What to produce: Using the data below, copy every line that contains the word "screenshot".

Pages as source code:
★ ★ ★ ★

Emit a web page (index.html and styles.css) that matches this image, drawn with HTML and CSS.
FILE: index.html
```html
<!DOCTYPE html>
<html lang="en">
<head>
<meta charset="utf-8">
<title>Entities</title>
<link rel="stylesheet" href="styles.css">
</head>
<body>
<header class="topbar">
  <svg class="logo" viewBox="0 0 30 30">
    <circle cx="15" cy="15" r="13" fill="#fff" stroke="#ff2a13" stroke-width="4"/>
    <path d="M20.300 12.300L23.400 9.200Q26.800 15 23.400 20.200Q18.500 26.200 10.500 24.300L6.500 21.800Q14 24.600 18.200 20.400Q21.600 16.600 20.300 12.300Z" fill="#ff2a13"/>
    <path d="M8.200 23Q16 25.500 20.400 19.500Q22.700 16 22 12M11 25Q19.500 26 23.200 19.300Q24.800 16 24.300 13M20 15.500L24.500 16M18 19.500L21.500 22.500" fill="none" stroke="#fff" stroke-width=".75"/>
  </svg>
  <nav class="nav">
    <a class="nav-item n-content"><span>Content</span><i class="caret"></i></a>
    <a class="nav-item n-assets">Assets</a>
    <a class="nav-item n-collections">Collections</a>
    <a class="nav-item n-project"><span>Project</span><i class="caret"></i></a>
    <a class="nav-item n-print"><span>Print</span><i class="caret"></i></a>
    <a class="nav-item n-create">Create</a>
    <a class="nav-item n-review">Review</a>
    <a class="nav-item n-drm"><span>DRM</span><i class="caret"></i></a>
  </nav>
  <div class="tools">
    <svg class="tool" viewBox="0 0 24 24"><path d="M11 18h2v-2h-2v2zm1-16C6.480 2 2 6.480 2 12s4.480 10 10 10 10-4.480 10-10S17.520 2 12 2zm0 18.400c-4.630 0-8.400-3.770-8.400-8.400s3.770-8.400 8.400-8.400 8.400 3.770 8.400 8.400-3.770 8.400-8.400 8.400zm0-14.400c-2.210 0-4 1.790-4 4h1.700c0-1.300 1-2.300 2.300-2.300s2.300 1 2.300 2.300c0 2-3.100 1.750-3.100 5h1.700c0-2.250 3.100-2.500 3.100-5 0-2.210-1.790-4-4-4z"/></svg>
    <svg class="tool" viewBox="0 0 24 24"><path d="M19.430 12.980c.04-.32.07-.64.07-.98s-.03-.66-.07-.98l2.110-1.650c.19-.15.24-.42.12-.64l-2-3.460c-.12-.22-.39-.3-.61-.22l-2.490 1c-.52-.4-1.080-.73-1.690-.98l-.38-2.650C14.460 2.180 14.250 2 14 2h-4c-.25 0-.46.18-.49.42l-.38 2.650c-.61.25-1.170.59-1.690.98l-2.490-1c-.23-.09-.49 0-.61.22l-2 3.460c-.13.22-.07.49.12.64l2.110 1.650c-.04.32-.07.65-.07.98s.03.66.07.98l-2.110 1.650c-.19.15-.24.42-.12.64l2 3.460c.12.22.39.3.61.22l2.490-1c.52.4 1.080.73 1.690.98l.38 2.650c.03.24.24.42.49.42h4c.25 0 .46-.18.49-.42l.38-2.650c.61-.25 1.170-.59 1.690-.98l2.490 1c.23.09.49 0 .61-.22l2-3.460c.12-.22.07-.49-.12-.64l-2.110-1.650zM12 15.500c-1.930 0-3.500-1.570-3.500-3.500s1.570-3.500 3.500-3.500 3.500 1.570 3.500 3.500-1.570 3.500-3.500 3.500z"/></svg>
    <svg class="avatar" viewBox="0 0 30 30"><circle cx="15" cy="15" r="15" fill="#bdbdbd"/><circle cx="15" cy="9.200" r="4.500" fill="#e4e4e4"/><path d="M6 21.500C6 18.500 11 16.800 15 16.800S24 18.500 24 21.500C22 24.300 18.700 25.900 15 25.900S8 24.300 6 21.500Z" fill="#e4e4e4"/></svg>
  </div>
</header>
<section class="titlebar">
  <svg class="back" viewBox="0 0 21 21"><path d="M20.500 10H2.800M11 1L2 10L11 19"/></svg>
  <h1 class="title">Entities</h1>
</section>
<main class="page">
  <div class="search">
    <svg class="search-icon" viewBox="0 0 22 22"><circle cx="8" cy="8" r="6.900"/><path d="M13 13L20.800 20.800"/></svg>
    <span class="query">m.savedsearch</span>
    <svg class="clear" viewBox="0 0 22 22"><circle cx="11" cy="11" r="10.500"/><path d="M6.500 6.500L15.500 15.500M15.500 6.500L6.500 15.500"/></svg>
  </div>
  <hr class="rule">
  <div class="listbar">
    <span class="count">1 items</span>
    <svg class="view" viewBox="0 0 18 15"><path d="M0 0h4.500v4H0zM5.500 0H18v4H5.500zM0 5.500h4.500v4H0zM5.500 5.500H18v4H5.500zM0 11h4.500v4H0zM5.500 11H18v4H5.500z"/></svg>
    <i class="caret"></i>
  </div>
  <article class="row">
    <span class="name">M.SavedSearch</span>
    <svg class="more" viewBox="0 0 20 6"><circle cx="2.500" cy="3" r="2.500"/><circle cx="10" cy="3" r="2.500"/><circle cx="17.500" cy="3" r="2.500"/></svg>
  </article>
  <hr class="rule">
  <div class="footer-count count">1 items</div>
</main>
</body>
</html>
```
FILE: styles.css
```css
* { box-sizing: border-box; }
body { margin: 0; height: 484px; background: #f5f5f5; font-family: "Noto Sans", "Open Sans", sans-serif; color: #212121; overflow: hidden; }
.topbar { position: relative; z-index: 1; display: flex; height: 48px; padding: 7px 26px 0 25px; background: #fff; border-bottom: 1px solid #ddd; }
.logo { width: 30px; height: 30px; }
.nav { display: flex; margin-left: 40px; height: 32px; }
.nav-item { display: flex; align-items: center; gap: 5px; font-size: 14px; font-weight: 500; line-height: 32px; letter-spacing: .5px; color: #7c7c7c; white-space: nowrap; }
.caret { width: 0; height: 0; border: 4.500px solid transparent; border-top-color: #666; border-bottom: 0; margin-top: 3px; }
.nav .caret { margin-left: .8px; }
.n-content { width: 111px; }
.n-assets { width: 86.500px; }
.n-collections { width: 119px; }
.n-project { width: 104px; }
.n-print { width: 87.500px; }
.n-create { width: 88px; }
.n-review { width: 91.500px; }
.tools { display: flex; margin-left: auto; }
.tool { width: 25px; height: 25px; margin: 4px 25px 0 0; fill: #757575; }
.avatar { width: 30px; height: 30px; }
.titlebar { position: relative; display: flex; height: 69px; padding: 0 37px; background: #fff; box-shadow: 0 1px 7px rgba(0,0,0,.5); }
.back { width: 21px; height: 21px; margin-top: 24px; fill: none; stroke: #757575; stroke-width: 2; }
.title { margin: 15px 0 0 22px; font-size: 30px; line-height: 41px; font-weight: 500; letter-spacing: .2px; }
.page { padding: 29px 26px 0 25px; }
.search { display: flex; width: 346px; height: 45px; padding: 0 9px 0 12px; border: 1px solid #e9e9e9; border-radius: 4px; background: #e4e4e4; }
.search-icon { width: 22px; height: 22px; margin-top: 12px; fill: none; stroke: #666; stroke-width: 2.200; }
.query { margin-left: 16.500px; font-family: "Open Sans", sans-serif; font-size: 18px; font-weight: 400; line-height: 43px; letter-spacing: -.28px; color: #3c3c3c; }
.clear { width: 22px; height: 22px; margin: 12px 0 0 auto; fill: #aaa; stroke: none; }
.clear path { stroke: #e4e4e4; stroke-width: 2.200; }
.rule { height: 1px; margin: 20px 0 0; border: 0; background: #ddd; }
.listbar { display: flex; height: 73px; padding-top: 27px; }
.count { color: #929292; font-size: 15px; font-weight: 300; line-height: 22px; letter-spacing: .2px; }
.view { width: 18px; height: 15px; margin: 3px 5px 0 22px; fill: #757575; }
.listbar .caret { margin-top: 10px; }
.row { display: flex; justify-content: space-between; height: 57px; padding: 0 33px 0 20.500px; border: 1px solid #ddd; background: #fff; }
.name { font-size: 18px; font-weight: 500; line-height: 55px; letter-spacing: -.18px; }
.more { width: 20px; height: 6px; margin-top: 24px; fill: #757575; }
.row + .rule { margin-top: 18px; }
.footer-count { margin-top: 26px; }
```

★ ★ ★ ★

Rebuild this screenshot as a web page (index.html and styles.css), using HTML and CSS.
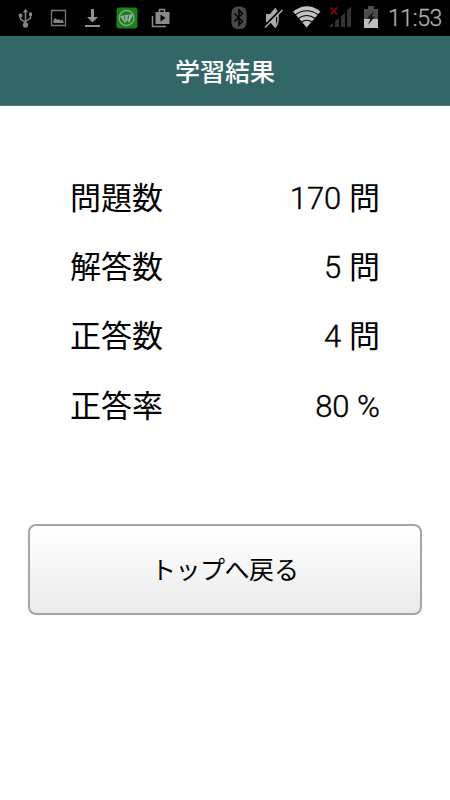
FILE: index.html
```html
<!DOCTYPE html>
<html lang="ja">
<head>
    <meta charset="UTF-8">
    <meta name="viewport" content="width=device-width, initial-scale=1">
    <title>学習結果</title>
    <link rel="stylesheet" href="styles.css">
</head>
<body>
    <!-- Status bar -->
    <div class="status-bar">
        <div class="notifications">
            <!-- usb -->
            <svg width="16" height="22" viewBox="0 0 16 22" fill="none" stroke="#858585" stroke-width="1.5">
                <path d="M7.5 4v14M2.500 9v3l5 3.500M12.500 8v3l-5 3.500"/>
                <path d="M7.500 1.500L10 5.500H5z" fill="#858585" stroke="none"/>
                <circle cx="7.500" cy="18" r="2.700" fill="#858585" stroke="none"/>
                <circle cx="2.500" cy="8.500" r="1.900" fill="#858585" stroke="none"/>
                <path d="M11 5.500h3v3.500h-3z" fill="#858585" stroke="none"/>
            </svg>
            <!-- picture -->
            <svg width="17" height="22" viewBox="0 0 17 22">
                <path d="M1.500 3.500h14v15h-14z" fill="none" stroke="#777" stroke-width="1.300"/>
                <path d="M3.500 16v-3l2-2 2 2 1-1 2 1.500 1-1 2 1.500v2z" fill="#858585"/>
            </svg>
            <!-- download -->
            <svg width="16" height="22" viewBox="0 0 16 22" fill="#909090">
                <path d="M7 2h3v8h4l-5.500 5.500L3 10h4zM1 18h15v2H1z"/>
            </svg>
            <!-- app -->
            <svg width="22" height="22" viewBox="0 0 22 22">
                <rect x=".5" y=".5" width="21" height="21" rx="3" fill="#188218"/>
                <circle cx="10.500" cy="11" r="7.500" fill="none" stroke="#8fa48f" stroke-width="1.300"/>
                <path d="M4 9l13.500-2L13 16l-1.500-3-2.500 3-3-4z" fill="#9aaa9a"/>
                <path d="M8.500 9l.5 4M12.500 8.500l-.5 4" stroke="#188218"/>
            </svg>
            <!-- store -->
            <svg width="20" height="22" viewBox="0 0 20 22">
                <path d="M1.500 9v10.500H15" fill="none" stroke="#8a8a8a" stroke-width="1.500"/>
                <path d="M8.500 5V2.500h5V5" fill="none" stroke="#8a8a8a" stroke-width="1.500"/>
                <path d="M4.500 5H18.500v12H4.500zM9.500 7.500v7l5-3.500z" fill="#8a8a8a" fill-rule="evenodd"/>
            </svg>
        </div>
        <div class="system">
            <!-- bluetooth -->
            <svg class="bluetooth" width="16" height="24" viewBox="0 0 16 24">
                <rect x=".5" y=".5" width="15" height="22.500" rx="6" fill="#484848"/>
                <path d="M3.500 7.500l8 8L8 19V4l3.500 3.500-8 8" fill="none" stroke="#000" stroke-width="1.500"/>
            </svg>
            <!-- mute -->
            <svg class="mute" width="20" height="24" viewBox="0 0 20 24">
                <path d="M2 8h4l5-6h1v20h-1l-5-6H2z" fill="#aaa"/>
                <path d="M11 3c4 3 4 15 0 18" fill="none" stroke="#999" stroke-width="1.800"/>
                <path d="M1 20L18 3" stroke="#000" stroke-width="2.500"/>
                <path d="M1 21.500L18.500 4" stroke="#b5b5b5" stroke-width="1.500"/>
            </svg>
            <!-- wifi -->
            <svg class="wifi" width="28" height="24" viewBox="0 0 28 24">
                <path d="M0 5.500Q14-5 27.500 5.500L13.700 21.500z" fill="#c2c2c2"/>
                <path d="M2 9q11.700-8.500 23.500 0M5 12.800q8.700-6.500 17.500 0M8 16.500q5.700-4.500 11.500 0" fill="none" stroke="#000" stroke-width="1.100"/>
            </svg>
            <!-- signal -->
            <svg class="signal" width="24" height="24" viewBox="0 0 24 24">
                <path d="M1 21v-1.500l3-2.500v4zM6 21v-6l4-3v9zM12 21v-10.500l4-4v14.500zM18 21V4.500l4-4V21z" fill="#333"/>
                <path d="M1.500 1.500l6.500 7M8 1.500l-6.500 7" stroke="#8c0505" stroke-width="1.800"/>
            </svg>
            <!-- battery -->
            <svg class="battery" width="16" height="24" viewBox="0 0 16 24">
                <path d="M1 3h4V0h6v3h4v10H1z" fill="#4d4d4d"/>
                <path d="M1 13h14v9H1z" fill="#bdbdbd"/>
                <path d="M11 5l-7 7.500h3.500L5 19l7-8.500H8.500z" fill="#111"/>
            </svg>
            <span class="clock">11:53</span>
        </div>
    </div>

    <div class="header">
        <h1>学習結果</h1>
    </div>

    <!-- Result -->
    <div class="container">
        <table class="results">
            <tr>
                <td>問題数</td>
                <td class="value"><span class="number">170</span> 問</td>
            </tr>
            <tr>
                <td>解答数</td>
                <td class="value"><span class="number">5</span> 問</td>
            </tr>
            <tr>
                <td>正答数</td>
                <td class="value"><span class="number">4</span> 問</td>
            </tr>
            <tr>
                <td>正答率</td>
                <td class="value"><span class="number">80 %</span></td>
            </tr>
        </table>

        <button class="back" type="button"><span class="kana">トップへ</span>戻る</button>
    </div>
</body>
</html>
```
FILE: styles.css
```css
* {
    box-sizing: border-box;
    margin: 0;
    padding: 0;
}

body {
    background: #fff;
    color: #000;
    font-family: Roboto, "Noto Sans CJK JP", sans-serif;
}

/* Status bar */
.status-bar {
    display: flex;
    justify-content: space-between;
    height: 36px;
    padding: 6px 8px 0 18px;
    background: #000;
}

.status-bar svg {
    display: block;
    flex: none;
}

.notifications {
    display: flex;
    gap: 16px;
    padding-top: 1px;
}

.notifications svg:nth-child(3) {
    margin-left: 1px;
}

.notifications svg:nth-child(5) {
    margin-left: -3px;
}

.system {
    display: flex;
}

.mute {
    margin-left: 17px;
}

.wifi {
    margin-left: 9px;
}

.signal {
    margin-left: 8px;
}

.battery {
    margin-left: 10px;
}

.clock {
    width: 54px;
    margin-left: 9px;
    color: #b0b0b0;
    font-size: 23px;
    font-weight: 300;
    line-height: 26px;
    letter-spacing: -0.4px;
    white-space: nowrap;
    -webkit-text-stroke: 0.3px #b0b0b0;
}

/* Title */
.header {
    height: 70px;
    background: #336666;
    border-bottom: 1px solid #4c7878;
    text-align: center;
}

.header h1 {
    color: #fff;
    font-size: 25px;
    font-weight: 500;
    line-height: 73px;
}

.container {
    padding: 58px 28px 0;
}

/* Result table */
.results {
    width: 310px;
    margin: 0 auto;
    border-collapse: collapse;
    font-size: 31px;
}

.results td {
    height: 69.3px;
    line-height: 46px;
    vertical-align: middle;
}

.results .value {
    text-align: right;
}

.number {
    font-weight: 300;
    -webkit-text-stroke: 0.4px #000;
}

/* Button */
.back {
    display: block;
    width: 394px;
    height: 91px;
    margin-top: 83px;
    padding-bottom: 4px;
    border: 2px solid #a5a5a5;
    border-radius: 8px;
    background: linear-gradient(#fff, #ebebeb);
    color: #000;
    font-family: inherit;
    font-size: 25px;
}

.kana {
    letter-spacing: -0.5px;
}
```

★ ★ ★ ★

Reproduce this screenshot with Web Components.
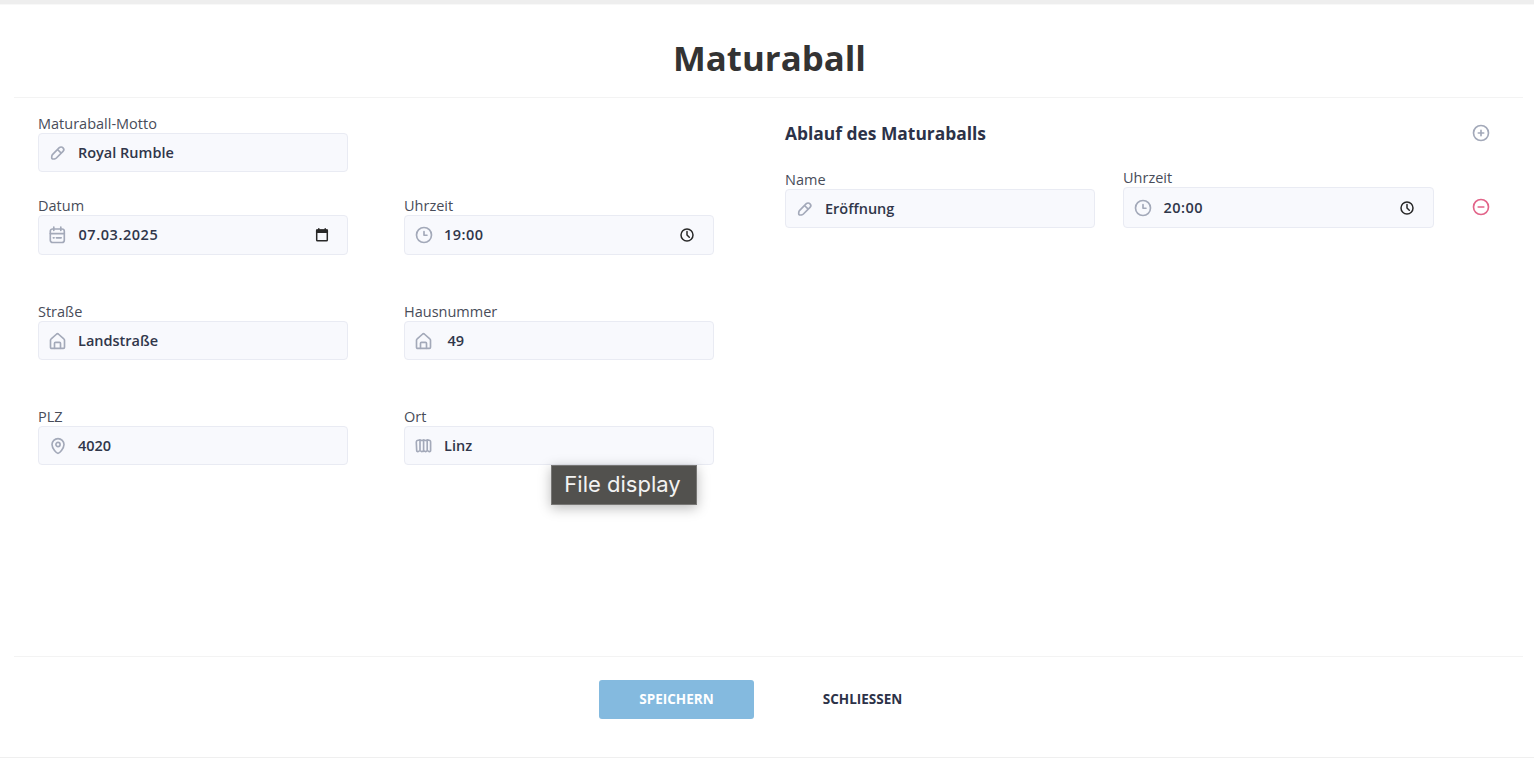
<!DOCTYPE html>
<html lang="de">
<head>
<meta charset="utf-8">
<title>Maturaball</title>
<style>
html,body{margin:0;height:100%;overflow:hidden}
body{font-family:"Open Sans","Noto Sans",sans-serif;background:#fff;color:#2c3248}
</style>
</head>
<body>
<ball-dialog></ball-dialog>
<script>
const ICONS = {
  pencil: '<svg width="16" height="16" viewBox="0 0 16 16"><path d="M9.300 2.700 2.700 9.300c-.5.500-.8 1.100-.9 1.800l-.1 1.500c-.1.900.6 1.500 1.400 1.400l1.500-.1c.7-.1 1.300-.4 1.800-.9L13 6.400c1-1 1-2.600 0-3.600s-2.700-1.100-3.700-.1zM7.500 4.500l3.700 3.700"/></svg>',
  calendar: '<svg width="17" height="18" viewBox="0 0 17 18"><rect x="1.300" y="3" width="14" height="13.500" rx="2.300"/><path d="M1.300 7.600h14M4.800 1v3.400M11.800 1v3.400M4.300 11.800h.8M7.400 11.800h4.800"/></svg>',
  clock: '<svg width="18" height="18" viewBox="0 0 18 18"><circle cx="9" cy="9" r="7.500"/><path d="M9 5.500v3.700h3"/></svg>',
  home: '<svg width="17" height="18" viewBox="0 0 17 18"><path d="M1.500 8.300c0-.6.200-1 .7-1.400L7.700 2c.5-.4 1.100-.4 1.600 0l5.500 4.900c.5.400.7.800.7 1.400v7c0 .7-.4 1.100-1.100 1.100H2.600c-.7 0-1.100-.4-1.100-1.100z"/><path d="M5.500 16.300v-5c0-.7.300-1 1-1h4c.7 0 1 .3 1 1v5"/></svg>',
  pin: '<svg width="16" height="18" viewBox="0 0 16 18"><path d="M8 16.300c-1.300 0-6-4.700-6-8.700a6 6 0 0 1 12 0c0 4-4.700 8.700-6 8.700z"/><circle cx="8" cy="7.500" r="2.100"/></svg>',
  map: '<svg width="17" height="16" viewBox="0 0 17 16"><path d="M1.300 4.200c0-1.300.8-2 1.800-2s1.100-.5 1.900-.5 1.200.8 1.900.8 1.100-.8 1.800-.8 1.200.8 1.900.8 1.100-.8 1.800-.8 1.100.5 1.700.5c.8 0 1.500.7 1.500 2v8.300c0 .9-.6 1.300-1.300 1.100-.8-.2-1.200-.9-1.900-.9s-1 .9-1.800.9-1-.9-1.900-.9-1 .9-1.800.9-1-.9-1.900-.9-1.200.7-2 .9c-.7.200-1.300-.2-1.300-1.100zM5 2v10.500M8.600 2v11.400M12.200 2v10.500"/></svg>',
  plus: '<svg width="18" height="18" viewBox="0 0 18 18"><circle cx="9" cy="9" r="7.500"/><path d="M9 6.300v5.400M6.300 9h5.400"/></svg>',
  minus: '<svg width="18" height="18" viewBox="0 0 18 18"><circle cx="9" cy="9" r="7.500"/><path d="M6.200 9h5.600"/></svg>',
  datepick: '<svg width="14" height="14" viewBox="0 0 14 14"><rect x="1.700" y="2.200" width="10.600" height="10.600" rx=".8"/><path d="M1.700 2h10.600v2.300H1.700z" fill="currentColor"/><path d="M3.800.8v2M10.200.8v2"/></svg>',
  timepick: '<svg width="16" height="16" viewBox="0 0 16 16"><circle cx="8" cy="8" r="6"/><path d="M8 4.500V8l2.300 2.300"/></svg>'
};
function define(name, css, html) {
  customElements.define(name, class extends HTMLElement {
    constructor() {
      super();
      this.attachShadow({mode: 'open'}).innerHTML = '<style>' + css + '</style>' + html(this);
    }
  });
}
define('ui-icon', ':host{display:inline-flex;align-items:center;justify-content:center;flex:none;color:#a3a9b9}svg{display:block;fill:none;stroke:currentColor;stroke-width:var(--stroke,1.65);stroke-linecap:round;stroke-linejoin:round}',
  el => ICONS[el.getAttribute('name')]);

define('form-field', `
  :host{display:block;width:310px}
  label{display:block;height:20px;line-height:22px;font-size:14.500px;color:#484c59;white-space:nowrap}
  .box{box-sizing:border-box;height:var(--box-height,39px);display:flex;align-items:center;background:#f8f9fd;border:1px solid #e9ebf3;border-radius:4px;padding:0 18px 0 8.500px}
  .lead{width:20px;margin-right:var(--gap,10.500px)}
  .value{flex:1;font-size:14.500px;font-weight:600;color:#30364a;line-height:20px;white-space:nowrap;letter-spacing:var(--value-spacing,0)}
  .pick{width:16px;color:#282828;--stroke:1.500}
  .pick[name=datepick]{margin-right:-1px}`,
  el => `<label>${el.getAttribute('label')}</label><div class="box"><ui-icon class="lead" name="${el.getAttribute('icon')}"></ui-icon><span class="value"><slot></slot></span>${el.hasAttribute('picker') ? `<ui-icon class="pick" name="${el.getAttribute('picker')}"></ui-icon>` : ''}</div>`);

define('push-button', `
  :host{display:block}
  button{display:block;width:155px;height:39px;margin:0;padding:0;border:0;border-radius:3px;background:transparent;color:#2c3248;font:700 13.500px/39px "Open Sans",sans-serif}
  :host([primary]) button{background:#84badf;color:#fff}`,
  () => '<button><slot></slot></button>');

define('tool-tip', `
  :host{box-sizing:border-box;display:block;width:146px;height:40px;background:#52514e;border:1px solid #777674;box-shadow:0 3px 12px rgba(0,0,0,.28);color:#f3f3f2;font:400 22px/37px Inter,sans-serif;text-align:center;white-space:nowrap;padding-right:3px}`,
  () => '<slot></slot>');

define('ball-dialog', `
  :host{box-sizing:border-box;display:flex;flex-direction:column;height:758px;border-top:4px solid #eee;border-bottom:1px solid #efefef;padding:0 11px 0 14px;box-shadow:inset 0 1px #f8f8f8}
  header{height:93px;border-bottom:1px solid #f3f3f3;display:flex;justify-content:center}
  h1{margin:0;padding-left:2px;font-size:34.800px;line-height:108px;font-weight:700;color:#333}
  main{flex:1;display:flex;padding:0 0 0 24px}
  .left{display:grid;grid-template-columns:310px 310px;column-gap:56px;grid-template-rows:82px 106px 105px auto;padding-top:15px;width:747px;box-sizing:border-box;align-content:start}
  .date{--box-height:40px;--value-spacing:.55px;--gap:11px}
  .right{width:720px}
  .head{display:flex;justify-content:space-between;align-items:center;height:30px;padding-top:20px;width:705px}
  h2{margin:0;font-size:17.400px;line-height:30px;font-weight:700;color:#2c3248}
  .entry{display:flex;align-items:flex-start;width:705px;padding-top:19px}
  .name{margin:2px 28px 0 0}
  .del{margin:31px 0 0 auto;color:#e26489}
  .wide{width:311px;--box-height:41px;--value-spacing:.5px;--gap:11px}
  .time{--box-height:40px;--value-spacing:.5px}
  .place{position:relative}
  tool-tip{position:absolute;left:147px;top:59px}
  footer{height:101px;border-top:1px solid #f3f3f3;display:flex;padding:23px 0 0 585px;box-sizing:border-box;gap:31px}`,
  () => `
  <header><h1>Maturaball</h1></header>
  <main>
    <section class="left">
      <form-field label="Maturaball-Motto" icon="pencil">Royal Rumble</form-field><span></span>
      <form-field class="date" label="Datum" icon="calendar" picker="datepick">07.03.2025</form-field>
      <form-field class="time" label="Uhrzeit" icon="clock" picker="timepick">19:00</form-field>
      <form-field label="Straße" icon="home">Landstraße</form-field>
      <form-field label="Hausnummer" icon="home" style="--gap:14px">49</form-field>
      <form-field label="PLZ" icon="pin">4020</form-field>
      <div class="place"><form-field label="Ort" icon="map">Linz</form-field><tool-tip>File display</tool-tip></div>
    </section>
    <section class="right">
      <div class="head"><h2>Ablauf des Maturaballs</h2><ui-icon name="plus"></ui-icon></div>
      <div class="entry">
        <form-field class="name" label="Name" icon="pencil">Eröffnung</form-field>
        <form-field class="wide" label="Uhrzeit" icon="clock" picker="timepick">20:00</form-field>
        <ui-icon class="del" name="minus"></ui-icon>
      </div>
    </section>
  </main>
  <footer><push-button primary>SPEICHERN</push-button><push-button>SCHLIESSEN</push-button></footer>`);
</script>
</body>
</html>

★ ★ ★ ★

Result of this exercise:
Rebuild this screenshot as a web page (index.html and styles.css), using HTML and CSS.
Reproduce this screenshot with Web Components.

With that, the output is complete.